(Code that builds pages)
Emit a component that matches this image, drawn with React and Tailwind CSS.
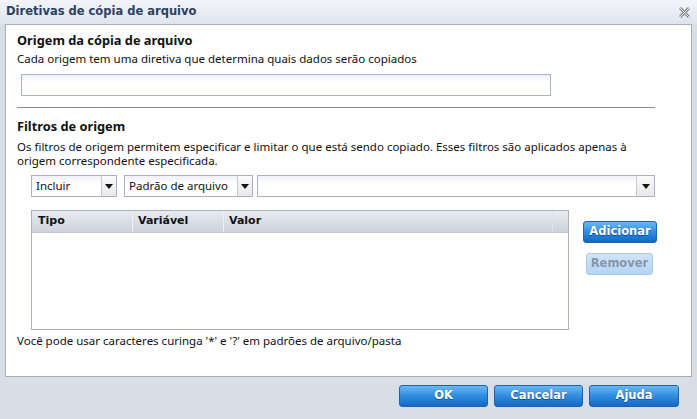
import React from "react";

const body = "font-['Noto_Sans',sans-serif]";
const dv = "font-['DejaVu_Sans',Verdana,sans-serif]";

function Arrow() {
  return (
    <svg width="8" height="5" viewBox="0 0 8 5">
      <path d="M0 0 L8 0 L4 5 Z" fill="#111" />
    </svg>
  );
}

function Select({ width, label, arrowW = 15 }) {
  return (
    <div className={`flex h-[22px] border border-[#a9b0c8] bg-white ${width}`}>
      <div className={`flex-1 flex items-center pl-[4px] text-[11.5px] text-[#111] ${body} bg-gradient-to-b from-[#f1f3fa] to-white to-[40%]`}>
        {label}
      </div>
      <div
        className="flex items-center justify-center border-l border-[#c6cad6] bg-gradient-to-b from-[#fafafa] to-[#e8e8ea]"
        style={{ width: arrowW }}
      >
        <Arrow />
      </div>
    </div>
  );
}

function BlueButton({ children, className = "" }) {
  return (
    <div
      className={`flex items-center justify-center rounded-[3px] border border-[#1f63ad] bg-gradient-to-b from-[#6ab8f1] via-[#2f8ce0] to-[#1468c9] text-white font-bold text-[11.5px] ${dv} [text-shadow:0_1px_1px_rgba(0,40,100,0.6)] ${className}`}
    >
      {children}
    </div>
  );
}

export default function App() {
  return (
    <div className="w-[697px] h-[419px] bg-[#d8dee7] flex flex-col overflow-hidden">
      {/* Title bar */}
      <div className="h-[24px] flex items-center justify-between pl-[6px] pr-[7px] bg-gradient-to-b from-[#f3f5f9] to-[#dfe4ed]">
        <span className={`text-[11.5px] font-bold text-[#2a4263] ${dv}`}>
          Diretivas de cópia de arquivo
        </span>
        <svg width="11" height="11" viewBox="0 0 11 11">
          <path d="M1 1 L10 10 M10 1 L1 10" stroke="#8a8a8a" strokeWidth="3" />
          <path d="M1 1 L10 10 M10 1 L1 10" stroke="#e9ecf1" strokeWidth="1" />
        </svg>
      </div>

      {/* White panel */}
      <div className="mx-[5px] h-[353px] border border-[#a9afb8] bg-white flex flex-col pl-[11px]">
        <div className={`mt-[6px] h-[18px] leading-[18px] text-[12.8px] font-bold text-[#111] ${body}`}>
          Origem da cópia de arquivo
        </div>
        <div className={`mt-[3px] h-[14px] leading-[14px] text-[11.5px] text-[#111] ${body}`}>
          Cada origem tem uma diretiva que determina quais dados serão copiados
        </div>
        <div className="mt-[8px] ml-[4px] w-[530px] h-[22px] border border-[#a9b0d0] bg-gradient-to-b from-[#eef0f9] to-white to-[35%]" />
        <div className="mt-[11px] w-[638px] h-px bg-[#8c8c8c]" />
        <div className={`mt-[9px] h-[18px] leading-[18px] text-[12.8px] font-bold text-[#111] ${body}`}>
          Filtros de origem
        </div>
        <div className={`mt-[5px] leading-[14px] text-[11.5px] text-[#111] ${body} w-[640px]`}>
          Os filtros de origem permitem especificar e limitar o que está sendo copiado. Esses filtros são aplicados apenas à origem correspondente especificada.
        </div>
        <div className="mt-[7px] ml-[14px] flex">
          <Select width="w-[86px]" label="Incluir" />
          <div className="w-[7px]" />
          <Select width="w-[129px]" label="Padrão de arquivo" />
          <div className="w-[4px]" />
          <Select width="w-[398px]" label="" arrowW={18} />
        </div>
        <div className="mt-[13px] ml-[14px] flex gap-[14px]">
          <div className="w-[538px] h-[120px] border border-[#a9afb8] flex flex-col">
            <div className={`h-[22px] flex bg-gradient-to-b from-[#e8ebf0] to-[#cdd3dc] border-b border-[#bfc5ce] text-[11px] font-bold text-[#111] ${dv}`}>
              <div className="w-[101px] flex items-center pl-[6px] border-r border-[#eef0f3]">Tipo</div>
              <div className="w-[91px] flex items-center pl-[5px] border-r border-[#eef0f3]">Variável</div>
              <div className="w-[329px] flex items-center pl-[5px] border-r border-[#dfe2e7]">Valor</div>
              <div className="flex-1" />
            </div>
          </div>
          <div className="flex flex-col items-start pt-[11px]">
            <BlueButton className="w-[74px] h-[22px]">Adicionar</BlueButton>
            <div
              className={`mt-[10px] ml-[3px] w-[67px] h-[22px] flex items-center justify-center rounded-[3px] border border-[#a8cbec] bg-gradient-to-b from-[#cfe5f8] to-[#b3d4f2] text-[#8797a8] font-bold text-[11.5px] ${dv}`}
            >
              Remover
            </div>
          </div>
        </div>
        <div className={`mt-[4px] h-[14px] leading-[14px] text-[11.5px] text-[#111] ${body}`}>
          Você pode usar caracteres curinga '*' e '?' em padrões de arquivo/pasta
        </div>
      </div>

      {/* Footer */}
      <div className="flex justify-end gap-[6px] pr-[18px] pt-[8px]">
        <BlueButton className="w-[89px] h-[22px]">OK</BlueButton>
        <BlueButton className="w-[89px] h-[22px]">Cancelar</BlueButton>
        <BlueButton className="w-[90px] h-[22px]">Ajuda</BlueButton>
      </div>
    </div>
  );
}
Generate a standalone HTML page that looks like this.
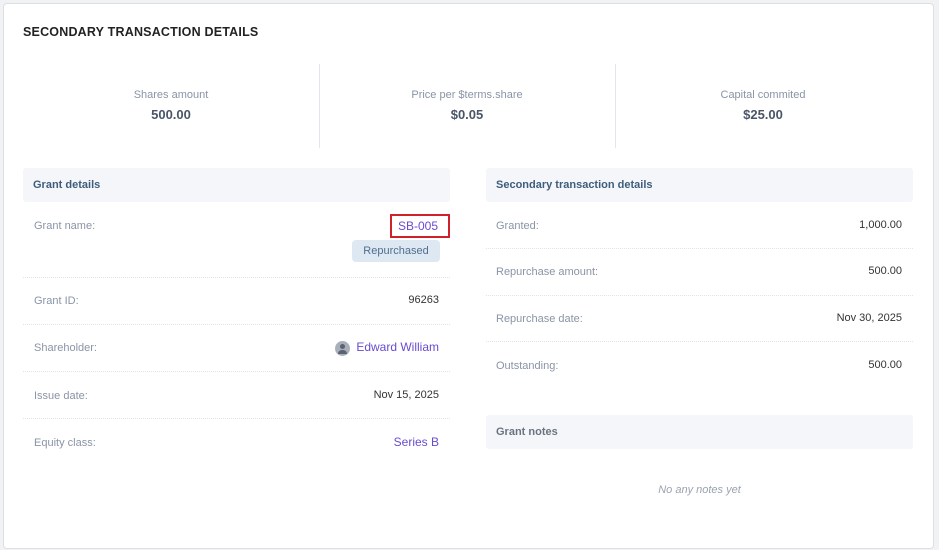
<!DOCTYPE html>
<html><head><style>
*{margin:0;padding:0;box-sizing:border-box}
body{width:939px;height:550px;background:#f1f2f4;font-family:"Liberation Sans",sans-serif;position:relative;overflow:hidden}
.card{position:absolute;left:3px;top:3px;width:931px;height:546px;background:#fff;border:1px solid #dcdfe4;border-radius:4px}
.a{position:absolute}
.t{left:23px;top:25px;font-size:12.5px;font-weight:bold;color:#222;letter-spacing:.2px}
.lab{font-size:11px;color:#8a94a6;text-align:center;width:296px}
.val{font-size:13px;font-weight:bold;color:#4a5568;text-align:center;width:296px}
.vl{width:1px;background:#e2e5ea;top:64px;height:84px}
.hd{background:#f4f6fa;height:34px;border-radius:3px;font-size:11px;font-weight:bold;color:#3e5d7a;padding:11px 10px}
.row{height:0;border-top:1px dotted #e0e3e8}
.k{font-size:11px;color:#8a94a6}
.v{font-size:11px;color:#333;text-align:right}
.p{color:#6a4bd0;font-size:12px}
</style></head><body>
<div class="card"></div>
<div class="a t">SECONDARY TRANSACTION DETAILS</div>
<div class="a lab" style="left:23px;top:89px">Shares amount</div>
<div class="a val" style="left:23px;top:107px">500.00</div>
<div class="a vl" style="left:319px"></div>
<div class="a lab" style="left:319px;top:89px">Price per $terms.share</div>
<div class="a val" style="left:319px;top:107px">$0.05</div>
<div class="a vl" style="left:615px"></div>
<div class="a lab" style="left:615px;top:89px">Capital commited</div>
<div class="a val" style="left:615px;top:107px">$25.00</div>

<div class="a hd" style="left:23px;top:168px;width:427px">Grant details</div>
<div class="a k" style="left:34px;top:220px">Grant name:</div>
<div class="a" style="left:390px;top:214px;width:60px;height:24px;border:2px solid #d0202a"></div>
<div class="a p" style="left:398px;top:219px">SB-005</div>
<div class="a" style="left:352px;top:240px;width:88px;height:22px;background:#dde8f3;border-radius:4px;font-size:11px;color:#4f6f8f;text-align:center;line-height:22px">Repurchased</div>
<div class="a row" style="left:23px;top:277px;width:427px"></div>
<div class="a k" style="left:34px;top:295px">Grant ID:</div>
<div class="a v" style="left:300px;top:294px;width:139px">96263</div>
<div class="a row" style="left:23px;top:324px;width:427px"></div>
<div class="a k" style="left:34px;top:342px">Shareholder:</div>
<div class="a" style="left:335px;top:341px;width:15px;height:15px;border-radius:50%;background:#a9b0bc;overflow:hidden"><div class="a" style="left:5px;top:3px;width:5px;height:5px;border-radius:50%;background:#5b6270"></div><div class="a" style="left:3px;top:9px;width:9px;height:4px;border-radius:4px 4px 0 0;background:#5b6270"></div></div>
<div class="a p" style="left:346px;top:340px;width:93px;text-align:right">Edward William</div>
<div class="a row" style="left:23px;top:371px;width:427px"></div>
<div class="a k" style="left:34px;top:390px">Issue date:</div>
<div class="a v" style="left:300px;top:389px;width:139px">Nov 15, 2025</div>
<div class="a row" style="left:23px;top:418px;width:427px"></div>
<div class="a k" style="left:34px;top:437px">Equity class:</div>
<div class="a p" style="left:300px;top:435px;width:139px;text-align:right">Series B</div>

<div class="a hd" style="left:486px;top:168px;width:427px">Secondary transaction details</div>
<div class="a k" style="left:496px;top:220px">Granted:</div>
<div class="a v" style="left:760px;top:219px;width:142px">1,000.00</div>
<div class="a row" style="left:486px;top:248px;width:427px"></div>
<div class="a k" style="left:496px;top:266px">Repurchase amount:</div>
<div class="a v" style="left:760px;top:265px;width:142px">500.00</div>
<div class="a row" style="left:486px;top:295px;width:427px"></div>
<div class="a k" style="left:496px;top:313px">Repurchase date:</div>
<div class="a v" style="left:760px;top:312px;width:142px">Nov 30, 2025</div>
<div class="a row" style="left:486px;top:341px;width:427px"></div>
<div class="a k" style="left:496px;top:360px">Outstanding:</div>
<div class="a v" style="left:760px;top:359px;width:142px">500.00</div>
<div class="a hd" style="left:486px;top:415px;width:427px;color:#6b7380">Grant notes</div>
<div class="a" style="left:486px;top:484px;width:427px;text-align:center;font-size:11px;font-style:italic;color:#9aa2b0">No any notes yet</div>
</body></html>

◆ **WHAT TO WORK ON**: Copy out every line in the listing where the word "React" appears.

◆ **FINAL RESULT**:
Emit a component that matches this image, drawn with React and Tailwind CSS.
import React from "react";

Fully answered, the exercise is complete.